* [Set problem] Locate every line below that contains the word "index" and copy it.

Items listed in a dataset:
○ ○ ○ ○ ○ ○ ○
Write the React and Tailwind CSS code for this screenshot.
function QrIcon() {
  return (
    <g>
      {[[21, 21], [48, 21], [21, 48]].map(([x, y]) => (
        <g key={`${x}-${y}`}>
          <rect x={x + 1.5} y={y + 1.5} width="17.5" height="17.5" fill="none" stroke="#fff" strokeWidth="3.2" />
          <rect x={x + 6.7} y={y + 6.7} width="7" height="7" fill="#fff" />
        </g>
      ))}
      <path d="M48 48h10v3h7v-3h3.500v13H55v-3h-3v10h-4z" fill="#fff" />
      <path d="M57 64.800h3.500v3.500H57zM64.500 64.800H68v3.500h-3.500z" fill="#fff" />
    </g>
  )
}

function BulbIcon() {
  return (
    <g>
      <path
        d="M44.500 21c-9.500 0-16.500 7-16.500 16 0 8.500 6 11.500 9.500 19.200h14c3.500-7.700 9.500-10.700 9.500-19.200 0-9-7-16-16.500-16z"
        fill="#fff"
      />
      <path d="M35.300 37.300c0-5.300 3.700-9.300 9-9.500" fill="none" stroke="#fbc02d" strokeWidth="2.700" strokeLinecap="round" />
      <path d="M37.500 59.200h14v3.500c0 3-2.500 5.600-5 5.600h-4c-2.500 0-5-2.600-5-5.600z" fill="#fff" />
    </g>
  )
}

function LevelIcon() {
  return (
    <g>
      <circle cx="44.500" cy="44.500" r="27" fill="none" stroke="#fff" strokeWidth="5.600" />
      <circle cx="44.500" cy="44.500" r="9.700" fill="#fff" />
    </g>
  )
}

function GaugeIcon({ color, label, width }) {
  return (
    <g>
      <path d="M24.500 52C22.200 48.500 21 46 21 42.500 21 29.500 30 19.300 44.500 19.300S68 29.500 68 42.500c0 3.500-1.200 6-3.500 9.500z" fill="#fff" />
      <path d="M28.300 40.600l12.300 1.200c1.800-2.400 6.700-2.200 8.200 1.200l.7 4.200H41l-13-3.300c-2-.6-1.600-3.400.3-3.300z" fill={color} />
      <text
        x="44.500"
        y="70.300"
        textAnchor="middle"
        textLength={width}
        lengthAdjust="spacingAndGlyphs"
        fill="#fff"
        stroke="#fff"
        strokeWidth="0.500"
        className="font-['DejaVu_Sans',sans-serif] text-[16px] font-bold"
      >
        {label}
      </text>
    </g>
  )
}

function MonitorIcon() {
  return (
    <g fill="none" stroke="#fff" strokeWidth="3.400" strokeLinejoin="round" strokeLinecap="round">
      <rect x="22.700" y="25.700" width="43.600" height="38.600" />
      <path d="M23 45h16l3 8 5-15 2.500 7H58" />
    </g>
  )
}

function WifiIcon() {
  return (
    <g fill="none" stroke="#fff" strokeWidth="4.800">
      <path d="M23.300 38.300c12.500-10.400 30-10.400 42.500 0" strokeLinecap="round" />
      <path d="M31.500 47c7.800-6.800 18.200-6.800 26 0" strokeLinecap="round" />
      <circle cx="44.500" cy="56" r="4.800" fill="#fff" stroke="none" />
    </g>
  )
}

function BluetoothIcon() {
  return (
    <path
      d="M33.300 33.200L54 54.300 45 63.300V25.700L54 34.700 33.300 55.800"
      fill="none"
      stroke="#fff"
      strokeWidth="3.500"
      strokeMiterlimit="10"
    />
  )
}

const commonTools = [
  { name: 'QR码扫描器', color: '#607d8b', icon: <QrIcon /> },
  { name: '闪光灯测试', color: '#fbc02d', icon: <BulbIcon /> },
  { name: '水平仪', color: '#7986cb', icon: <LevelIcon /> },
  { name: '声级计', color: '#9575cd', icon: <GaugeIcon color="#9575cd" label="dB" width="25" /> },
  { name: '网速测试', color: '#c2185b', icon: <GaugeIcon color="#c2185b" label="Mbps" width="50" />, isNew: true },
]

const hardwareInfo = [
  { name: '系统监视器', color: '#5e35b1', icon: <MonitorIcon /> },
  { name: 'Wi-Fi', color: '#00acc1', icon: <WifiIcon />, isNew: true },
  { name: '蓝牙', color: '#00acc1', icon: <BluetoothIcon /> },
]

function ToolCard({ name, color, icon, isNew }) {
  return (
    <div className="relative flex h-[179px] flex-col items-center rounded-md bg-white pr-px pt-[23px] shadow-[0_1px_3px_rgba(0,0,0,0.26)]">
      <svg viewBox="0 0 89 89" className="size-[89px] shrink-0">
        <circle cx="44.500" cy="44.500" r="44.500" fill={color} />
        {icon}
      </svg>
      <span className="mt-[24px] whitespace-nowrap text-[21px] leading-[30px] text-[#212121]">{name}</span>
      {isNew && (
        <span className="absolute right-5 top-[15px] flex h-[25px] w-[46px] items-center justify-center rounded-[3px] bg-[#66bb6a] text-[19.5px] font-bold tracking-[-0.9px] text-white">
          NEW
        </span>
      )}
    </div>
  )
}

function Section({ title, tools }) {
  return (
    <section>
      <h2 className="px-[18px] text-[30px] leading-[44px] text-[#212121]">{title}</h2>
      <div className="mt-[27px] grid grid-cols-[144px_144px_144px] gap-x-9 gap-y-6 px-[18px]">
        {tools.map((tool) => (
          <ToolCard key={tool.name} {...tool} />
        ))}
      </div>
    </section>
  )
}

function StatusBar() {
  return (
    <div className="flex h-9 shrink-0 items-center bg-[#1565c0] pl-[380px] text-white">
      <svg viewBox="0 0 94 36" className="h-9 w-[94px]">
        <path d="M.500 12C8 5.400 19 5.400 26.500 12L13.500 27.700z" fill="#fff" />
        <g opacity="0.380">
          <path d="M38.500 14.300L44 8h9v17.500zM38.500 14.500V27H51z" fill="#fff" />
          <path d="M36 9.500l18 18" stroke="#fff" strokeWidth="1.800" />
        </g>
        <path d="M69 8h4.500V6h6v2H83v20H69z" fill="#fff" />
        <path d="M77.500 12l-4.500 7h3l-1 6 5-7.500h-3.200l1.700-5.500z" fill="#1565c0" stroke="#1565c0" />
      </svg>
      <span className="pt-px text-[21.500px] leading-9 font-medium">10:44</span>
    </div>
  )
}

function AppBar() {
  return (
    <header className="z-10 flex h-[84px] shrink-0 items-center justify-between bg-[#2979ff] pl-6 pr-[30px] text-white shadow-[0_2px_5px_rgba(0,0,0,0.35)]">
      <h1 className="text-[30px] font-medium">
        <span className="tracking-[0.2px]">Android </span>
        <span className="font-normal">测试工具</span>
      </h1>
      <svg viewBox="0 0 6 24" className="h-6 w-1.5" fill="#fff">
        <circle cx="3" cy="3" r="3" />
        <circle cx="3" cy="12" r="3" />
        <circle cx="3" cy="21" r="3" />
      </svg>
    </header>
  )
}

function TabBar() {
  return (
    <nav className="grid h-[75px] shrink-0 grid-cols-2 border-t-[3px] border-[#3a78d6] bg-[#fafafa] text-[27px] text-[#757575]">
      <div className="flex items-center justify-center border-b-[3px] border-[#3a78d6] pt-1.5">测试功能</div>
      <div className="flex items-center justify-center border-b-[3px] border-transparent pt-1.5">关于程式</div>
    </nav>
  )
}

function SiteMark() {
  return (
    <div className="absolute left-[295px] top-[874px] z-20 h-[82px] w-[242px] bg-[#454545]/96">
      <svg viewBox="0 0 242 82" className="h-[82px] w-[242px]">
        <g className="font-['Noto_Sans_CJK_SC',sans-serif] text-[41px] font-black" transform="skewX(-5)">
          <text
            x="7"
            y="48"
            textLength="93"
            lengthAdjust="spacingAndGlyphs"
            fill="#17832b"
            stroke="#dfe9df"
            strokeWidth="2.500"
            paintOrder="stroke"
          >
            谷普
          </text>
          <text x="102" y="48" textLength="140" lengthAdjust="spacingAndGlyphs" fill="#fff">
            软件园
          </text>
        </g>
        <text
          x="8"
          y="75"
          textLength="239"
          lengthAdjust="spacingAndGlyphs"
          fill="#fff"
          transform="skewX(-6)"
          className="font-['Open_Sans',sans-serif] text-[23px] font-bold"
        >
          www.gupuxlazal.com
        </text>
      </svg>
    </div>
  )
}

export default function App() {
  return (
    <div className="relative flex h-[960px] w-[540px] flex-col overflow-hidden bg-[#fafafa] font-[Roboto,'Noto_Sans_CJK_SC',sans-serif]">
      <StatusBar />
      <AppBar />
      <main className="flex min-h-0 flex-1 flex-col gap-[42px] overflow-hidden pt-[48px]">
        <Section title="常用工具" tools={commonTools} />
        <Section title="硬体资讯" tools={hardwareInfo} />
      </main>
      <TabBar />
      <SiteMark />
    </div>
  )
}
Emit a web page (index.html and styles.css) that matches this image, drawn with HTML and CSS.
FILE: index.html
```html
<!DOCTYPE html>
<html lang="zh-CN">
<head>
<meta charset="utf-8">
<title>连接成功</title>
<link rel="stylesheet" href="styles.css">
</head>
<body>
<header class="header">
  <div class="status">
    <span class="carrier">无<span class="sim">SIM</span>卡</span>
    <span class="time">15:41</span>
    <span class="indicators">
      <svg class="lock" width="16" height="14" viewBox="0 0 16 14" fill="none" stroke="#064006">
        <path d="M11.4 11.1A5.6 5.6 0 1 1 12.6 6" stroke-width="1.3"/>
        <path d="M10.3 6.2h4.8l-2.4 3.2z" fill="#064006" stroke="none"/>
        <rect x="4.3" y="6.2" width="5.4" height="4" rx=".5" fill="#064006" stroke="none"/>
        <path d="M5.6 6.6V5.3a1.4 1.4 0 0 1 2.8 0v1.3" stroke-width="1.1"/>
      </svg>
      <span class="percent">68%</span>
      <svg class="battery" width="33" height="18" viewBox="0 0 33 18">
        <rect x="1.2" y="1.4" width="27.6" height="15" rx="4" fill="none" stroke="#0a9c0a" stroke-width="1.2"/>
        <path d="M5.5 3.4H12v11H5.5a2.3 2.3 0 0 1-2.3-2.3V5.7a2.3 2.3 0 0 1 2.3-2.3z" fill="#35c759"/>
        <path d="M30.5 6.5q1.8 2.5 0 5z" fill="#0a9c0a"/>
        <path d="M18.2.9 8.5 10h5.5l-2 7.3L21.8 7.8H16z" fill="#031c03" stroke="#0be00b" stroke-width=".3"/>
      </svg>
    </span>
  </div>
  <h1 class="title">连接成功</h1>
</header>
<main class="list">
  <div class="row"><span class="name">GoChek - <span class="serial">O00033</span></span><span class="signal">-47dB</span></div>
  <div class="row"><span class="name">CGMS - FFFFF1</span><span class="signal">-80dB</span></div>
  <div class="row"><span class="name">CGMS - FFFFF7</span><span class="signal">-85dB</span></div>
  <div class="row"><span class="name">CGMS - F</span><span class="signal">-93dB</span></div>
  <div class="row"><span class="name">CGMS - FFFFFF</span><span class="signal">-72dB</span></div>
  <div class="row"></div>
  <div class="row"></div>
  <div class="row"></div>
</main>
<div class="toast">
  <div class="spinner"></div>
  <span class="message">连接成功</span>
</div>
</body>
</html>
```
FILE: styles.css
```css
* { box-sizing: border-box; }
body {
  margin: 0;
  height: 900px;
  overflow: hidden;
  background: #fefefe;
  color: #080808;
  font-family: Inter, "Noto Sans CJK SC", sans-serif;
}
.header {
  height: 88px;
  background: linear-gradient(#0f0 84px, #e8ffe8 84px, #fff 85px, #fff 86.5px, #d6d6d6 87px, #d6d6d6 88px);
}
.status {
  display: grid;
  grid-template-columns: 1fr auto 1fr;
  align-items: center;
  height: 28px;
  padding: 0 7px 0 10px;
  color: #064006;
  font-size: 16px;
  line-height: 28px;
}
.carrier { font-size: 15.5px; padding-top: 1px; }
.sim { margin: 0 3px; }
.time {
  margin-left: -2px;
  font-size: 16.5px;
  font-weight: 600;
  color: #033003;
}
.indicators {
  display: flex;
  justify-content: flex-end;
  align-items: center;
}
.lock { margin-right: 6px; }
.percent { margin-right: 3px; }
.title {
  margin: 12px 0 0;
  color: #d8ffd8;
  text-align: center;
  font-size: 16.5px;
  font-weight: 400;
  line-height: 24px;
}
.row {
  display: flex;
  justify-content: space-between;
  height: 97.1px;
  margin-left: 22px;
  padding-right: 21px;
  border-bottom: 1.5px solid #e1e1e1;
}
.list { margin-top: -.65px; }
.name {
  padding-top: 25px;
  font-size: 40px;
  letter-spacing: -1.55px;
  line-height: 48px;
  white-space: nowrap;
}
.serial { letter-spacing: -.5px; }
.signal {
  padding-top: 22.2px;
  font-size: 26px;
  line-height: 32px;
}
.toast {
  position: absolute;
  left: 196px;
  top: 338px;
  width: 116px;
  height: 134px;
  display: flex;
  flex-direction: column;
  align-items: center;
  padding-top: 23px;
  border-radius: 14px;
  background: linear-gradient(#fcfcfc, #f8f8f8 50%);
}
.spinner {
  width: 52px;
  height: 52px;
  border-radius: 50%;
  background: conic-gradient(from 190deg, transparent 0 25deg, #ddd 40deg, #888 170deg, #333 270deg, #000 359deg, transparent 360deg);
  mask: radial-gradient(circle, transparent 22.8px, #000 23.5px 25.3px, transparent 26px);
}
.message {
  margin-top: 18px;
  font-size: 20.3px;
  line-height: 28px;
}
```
○ ○ ○ ○ ○ ○ ○
* [Reply]
Emit a web page (index.html and styles.css) that matches this image, drawn with HTML and CSS.
FILE: index.html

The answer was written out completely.